First report: Thursday, 3:02 p.m. Fifth District Democratic congressional nominee Dr. Cameron Webb is calling on his Republican opponent, Bob Good, to divest his holdings in two companies that did business with Campbell County when Good was a member of the Campbell County Board of Supervisors.
A press release from the Webb campaign highlighted two Campbell BOS votes dating back to 2016: one that approved $567,000 in local economic incentives to Abbott Laboratories, part of a $34 million proposed expansion of an Altavista Abbott facility that media reports at the time said would add 56 new local jobs, and a second giving McKesson, a drug distributor and health-care IT company, a contract overseeing the county’s ambulance billing and collection services, allowing the company to retain 4.25 percent of all that it collected.

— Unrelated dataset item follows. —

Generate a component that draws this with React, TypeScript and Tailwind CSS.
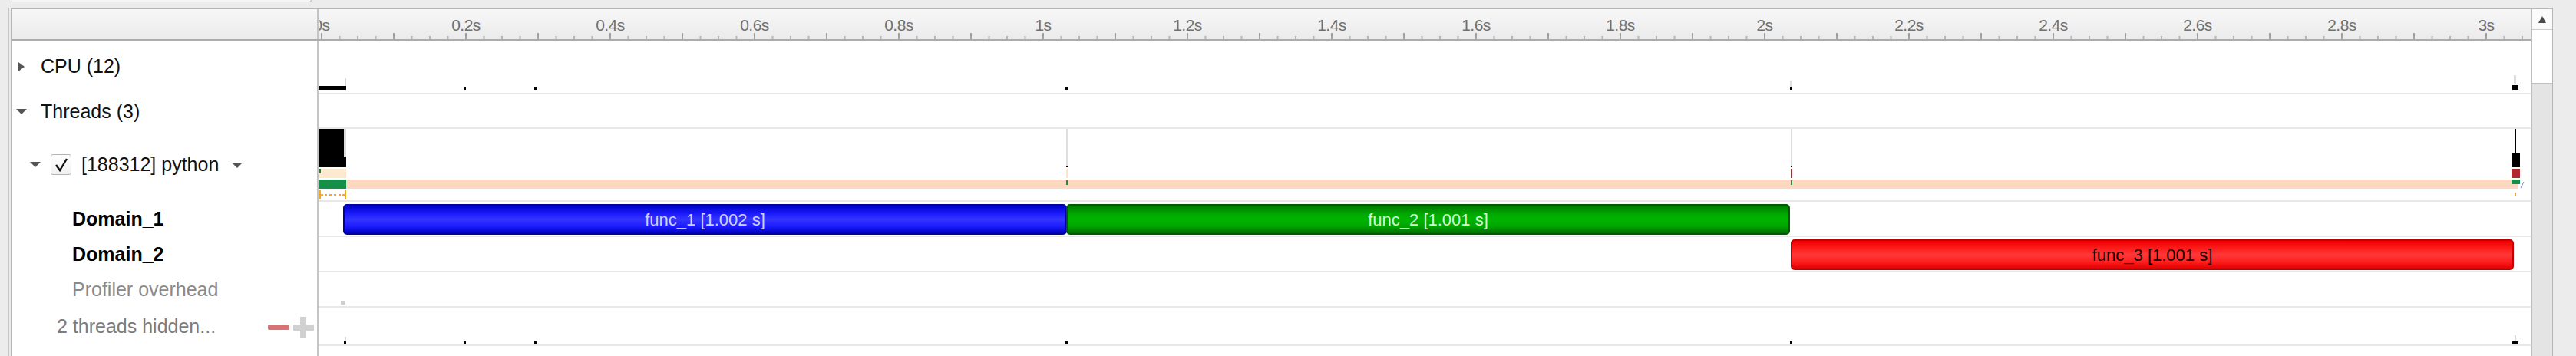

Later that year, the BOS voted to hike ambulance fees 26 percent and to allow garnishing wages from Campbell County residents who did not pay for their ambulance rides.
The press release from the Webb campaign tied Abbott to Purdue Pharma, which has agreed to plead guilty to criminal charges to resolve a probe of its role in fuelling America’s opioid crisis.
Abbott marketed OxyContin on Purdue’s behalf.
“Too many individuals and families have faced unthinkable pain due to the opioid crisis. It is essential that our leaders stand up to those pharmaceutical companies that have recklessly endangered our communities in their pursuit of profit,” Webb said. “I will always stand up to these and other pharmaceutical companies to help ensure we end the opioid epidemic and address the unacceptably high cost of prescription medications. I call on my opponent to divest his financial ties to companies like Abbott and McKesson, so he can make the same pledge to the voters of Virginia’s Fifth District.”